From my earliest remembrances, my life began taking shape around stories. I remember the stories played from the 45rpm records at bedtime in the room I shared with my sister and brother, stirring my imagination in the moments before sleep. I remember the Bible stories told in Sunday School with the aid of a flannel board and the stories we read in our school’s elementary readers. I can still picture the covers of story anthologies titled Singing Wheels, Down the River Road, Day in and Day Out, Engine Whistles, Through the Green Gate. Then, of course, there was the recreational reading about the Hardy Boys, books by Mark Twain and Robert Louis Stevenson, or later the science fiction paperbacks that friends traded around like baseball cards. At family gatherings, a too rare but favorite moment was when grandpa, aunts and great-aunts, occasionally even mom and dad told stories about our family and their fond remembrances of relatives and events in Norway or of growing up.

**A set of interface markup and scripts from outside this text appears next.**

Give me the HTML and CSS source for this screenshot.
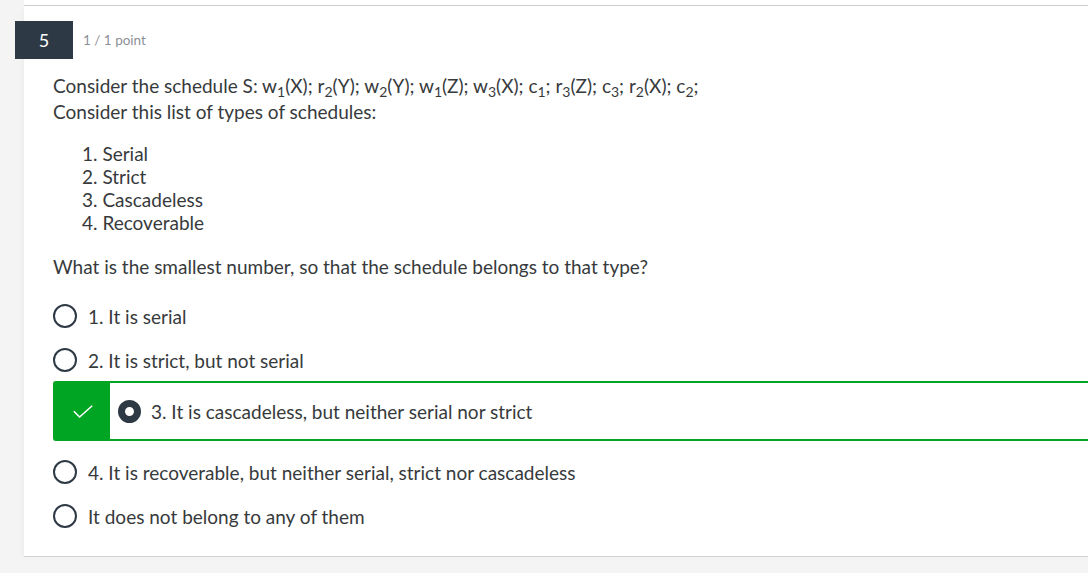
FILE: index.html
```html
<!DOCTYPE html>
<html>
<head>
<meta charset="utf-8">
<link rel="stylesheet" href="styles.css">
</head>
<body>
<div class="prev"></div>
<div class="card">
  <div class="header">
    <div class="badge">5</div>
    <span class="points">1 / 1 point</span>
  </div>
  <div class="body">
    <p class="q">Consider the schedule S: w<sub>1</sub>(X); r<sub>2</sub>(Y); w<sub>2</sub>(Y); w<sub>1</sub>(Z); w<sub>3</sub>(X); c<sub>1</sub>; r<sub>3</sub>(Z); c<sub>3</sub>; r<sub>2</sub>(X); c<sub>2</sub>;<br>Consider this list of types of schedules:</p>
    <ol class="types">
      <li>Serial</li>
      <li>Strict</li>
      <li>Cascadeless</li>
      <li>Recoverable</li>
    </ol>
    <p class="ask">What is the smallest number, so that the schedule belongs to that type?</p>
    <div class="options">
      <div class="opt"><span class="radio"></span><span>1. It is serial</span></div>
      <div class="opt"><span class="radio"></span><span>2. It is strict, but not serial</span></div>
      <div class="opt selected">
        <span class="mark"><svg width="20" height="13" viewBox="0 0 20 13"><path d="M0.8 6.2 L6.6 12 L19.2 0.8" fill="none" stroke="#ffffff" stroke-width="1.5"/></svg></span>
        <span class="radio on"></span><span>3. It is cascadeless, but neither serial nor strict</span>
      </div>
      <div class="opt"><span class="radio"></span><span>4. It is recoverable, but neither serial, strict nor cascadeless</span></div>
      <div class="opt"><span class="radio"></span><span>It does not belong to any of them</span></div>
    </div>
  </div>
</div>
</body>
</html>
```

FILE: styles.css
```css
html, body {
  margin: 0;
  padding: 0;
  background: #f4f4f4;
  font-family: Lato, "Open Sans", sans-serif;
  color: #373a3c;
  overflow: hidden;
}
.prev {
  margin-left: 24px;
  height: 5px;
  background: #fff;
  border-bottom: 1px solid #cfcfcf;
}
.card {
  margin-left: 24px;
  background: #fff;
  border-bottom: 1px solid #d2d2d2;
  box-shadow: 0 2px 6px rgba(0,0,0,0.06);
  position: relative;
  height: 551px;
  box-sizing: border-box;
}
.header {
  height: 53px;
  display: flex;
  align-items: center;
  padding-left: 59px;
  padding-top: 15px;
  box-sizing: border-box;
}
.badge {
  position: absolute;
  left: -9px;
  top: 15px;
  width: 58px;
  height: 38px;
  background: #2d3a45;
  color: #fff;
  font-size: 18px;
  display: flex;
  align-items: center;
  justify-content: center;
}
.points {
  font-size: 13.5px;
  color: #8b9096;
}
.body {
  padding-left: 29px;
  font-size: 19px;
}
.q {
  margin: 14px 0 0 0;
  line-height: 26px;
}
sub {
  font-size: 14px;
  line-height: 0;
  vertical-align: -4px;
}
.types {
  margin: 17px 0 0 0;
  line-height: 23px;
  list-style-position: inside;
  padding-left: 29px;
}
.ask {
  margin: 20px 0 0 0;
  line-height: 26px;
}
.options {
  margin-top: 14px;
  display: flex;
  flex-direction: column;
}
.opt {
  height: 44px;
  display: flex;
  align-items: center;
  gap: 11px;
}
.radio {
  width: 20px;
  height: 20px;
  border: 2px solid #2d3a45;
  border-radius: 50%;
  flex: none;
}
.opt.selected {
  height: 60px;
  margin-top: -1px;
  margin-bottom: 9px;
  border: 2px solid #00a523;
  border-right: none;
  border-radius: 3px 0 0 3px;
  box-sizing: border-box;
  gap: 10px;
  margin-right: -10px;
}
.mark {
  width: 55px;
  align-self: stretch;
  background: #00a523;
  display: flex;
  align-items: center;
  justify-content: center;
  margin-right: -2px;
}
.radio.on {
  width: 9px;
  height: 9px;
  border: 7px solid #2d3a45;
  background: #fff;
}
```
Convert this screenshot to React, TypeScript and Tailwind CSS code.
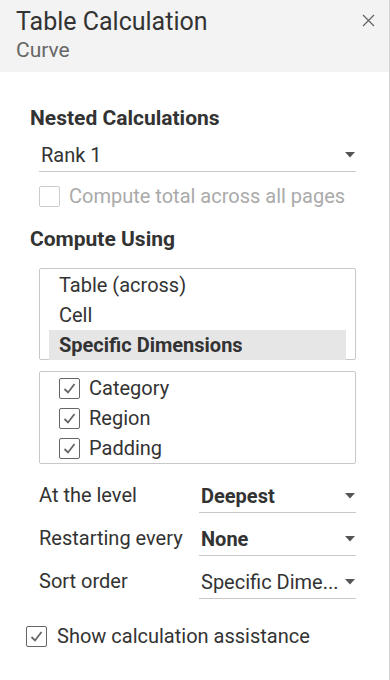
const font = { fontFamily: "Roboto, 'Liberation Sans', sans-serif" };

function Caret() {
  return (
    <svg width="10" height="6" viewBox="0 0 10 6" className="shrink-0">
      <path d="M0 0 L10 0 L5 5.5 Z" fill="#555" />
    </svg>
  );
}

function Box({ checked, disabled }: { checked?: boolean; disabled?: boolean }) {
  return (
    <span
      className={`w-[21px] h-[21px] shrink-0 rounded-[2px] border flex items-center justify-center bg-white ${
        disabled ? "border-[#ccc]" : "border-[#666]"
      }`}
    >
      {checked && (
        <svg width="13" height="11" viewBox="0 0 13 11">
          <path d="M1.5 6 L5 9.5 L11.5 1" fill="none" stroke="#666" strokeWidth="1.8" />
        </svg>
      )}
    </span>
  );
}

function Dropdown({ value, bold }: { value: string; bold?: boolean }) {
  return (
    <div className="flex-1 min-w-0 flex items-center h-[34px] border-b border-[#c8c8c8] pl-[2px] pr-[1px]">
      <span className={`flex-1 min-w-0 whitespace-nowrap text-[20px] leading-[24px] text-[#333] ${bold ? "font-bold" : ""}`}>
        {value}
      </span>
      <Caret />
    </div>
  );
}

export default function App() {
  const rows = [
    { label: "At the level", value: "Deepest", bold: true },
    { label: "Restarting every", value: "None", bold: true },
    { label: "Sort order", value: "Specific Dime...", bold: false },
  ];

  return (
    <div className="w-[390px] h-[680px] bg-white border-r border-[#d4d4d4] overflow-hidden text-[#333]" style={font}>
      <div className="h-[72px] bg-[#f3f3f3] flex justify-between pl-[16px] pr-[14px] pt-[6px]">
        <div className="flex flex-col">
          <span className="text-[25px] leading-[32px] text-[#333]">Table Calculation</span>
          <span className="text-[21px] leading-[24px] text-[#666]">Curve</span>
        </div>
        <svg width="13" height="13" viewBox="0 0 13 13" className="mt-[8px]">
          <path d="M1 1 L12 12 M12 1 L1 12" stroke="#666" strokeWidth="1.3" />
        </svg>
      </div>

      <div className="pl-[30px] pr-[33px] pt-[32px]">
        <div className="text-[21px] font-bold leading-[28px]">Nested Calculations</div>
        <div className="pl-[9px] mt-[6px] flex">
          <Dropdown value="Rank 1" />
        </div>
        <div className="pl-[9px] mt-[12px] flex items-center gap-[9px]">
          <Box disabled />
          <span className="text-[20px] leading-[24px] text-[#aaa]">Compute total across all pages</span>
        </div>

        <div className="text-[21px] font-bold leading-[28px] mt-[17px]">Compute Using</div>

        <div className="ml-[9px] mt-[15px] border border-[#c8c8c8] rounded-[2px] pt-[1px] px-[9px] h-[92px]">
          <div className="h-[30px] flex items-center pl-[10px] text-[20px] leading-[24px]">Table (across)</div>
          <div className="h-[30px] flex items-center pl-[10px] text-[20px] leading-[24px]">Cell</div>
          <div className="h-[30px] flex items-center pl-[10px] text-[20px] leading-[24px] font-bold bg-[#e6e6e6]">
            Specific Dimensions
          </div>
        </div>

        <div className="ml-[9px] mt-[11px] border border-[#c8c8c8] rounded-[2px] pt-[1px] pl-[19px] h-[93px]">
          {["Category", "Region", "Padding"].map((d) => (
            <div key={d} className="h-[30px] flex items-center gap-[9px] text-[20px] leading-[24px]">
              <Box checked />
              <span>{d}</span>
            </div>
          ))}
        </div>

        <div className="ml-[9px] mt-[15px] flex flex-col gap-[9px]">
          {rows.map((r) => (
            <div key={r.label} className="flex items-center">
              <span className="w-[160px] shrink-0 text-[20px] leading-[24px] pb-[2px]">{r.label}</span>
              <Dropdown value={r.value} bold={r.bold} />
            </div>
          ))}
        </div>
      </div>

      <div className="pl-[26px] mt-[25px] flex items-center gap-[10px]">
        <Box checked />
        <span className="text-[20px] leading-[24px]">Show calculation assistance</span>
      </div>
    </div>
  );
}
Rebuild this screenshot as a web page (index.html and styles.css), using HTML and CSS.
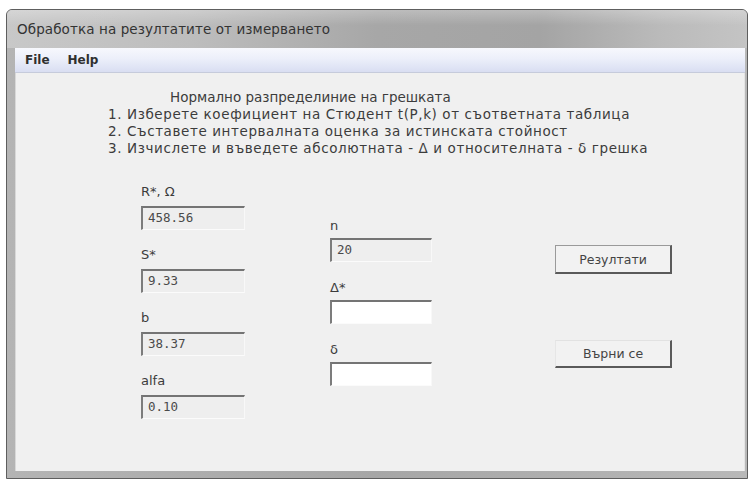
FILE: index.html
```html
<!DOCTYPE html>
<html lang="bg">
<head>
<meta charset="utf-8">
<title>Обработка на резултатите от измерването</title>
<link rel="stylesheet" href="styles.css">
</head>
<body>
<div class="window">
  <div class="titlebar"><span class="title">Обработка на резултатите от измерването</span></div>
  <div class="frame">
    <div class="menubar"><span class="menu-item">File</span><span class="menu-item">Help</span></div>
    <div class="client">
      <div class="instructions">
        <p class="heading">Нормално разпределиние на грешката</p>
        <p>1. Изберете коефициент на Стюдент t(P,k) от съответната таблица</p>
        <p>2. Съставете интервалната оценка за истинската стойност</p>
        <p>3. Изчислете и въведете абсолютната - Δ и относителната - δ грешка</p>
      </div>
      <div class="form">
        <div class="col col-left">
          <div class="field"><label class="label">R*, Ω</label><div class="box readonly">458.56</div></div>
          <div class="field"><label class="label">S*</label><div class="box readonly">9.33</div></div>
          <div class="field"><label class="label">b</label><div class="box readonly">38.37</div></div>
          <div class="field"><label class="label">alfa</label><div class="box readonly">0.10</div></div>
        </div>
        <div class="col col-mid">
          <div class="field"><label class="label">n</label><div class="box readonly">20</div></div>
          <div class="field"><label class="label">Δ*</label><div class="box"></div></div>
          <div class="field"><label class="label">δ</label><div class="box"></div></div>
        </div>
        <div class="col col-buttons">
          <button class="btn btn-results">Резултати</button>
          <button class="btn btn-back">Върни се</button>
        </div>
      </div>
    </div>
  </div>
</div>
</body>
</html>
```
FILE: styles.css
```css
html, body {
  margin: 0;
  padding: 0;
  background: #ffffff;
}

body {
  font-family: "DejaVu Sans", "Liberation Sans", sans-serif;
  color: #3a3a3a;
}

.window {
  margin: 9px 0 0 6px;
  width: 740px;
  height: 468px;
  border: 1px solid #5e5e5e;
  border-radius: 6px 6px 0 0;
  overflow: hidden;
  display: flex;
  flex-direction: column;
  background: #aaaaaa;
}

.titlebar {
  height: 38px;
  flex: none;
  display: flex;
  align-items: center;
  padding-left: 10px;
  background:
    linear-gradient(to bottom, rgba(255,255,255,0.25), rgba(255,255,255,0) 40%),
    linear-gradient(to right, #c8c8c8 0%, #bdbdbd 25%, #a7a7a7 50%, #a4a4a4 72%, #bababa 88%, #c4c4c4 100%);
}

.title {
  font-size: 13.5px;
  letter-spacing: 0.1px;
  color: #333333;
}

.frame {
  flex: 1;
  display: flex;
  flex-direction: column;
  padding: 0 2px 7px 8px;
  background: linear-gradient(to right, #b4b4b4, #a6a6a6 50%, #b8b8b8);
}

.menubar {
  height: 24px;
  flex: none;
  display: flex;
  align-items: center;
  gap: 18px;
  padding-left: 10px;
  background: linear-gradient(to bottom, #f7f8fd 0%, #eceffa 45%, #d9def2 100%);
  border-bottom: 1px solid #c6cbdb;
}

.menu-item {
  font-size: 12px;
  font-weight: bold;
  color: #2f2f2f;
}

.client {
  flex: 1;
  background: #f0f0f0;
  border-left: 1px solid #d8d8d8;
  border-right: 1px solid #e4e4e4;
}

.instructions {
  padding: 16px 0 0 92px;
}

.instructions p {
  margin: 0;
  font-size: 13.5px;
  letter-spacing: 0.6px;
  line-height: 17px;
  color: #3c3c3c;
  white-space: nowrap;
}

.instructions .heading {
  padding-left: 62px;
  letter-spacing: 0;
}

.form {
  display: flex;
  padding: 27px 0 0 125px;
}

.col {
  display: flex;
  flex-direction: column;
}

.col-left {
  width: 104px;
}

.col-mid {
  width: 102px;
  margin-left: 85px;
  padding-top: 34px;
}

.col-buttons {
  width: 117px;
  margin-left: 123px;
  padding-top: 61px;
  gap: 66px;
}

.field {
  display: flex;
  flex-direction: column;
}

.col-left .field {
  margin-bottom: 17px;
}

.col-left .label {
  margin-bottom: 6px;
}

.col-mid .field {
  margin-bottom: 18px;
}

.col-mid .label {
  margin-bottom: 4px;
}

.label {
  font-size: 13px;
  line-height: 16px;
  height: 16px;
  color: #3c3c3c;
}

.box {
  height: 24px;
  box-sizing: border-box;
  border-top: 2px solid #747474;
  border-left: 2px solid #7c7c7c;
  border-right: 1px solid #f8f8f8;
  border-bottom: 1px solid #fbfbfb;
  background: #ffffff;
  font-family: "DejaVu Sans Mono", "Liberation Mono", monospace;
  font-size: 12.5px;
  line-height: 19px;
  padding-left: 5px;
  color: #4a4a4a;
}

.box.readonly {
  background: #eeeeee;
}

.btn {
  font-family: "DejaVu Sans", "Liberation Sans", sans-serif;
  font-size: 12.5px;
  color: #444444;
  background: #f2f2f2;
  height: 29px;
  padding: 0;
  box-sizing: border-box;
  border-top: 1px solid #9a9a9a;
  border-left: 1px solid #9a9a9a;
  border-right: 2px solid #5a5a5a;
  border-bottom: 2px solid #5a5a5a;
}

.btn-back {
  height: 28px;
  border-top-color: #e2e2e2;
  border-left-color: #e6e6e6;
}
```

Stories open up for us a world of imagination, knowledge, perspective and relationship. Stories invite us in and sometimes become a part of us, become a part of informing us, entertaining us, and shaping us. And the older I get, the more I am aware of the story that is us. The story that is uniquely me and the stories unique to others I meet. One of the most amazing, blessed and privileged things I get to do as pastor is hear people tell me their stories. Hearing couples about to be married telling how their two stories are becoming one; hearing families dealing with death reminisce with me about the one they have lost and loved; hearing people at a crossroads in life sharing how they got there and the choices they see ahead of them; hearing young people tell me of their passions, questions and insights.
Throughout this worship year, in a variety of ways, we are focusing in on the theme “God’s Story Written on the World.” It is an amazing, compelling, life-affirming and life-changing story written on the events in people’s lives, the pages of Scripture, illustrated on the canvas of creation and through images like the Cross and empty tomb. For us, the heart and soul of it is the story of Jesus. We love to tell that story and we love to learn it and learn from it. We love it when people share their stories of faith and life events and invite us in to the miracle that is unfolding in and around them.
So, here are the seasonal themes: Fall: We Love to Tell the Story, Advent and Christmas: Once Upon a Manger, Epiphany: Seeing Jesus in a World of Black and White (book study on Seeing Gray in a World of Black and White by Adam Hamilton, the author of our book study last January Half Truths), Lent: Life Is Not A Fairy Tale ,Easter: Turning the Page, and Summer: The Story that Is You.
Expect to hear the stories of Scripture and faith. Expect to hear about our Lutheran story and our Mount Calvary story. Expect opportunities to share your story or hear someone tell theirs. Expect that the story God has written and is writing on the world will guide and inspire you. And know that it matters deeply that you know and share the story God is writing on, with and through you. It’s why we’re here!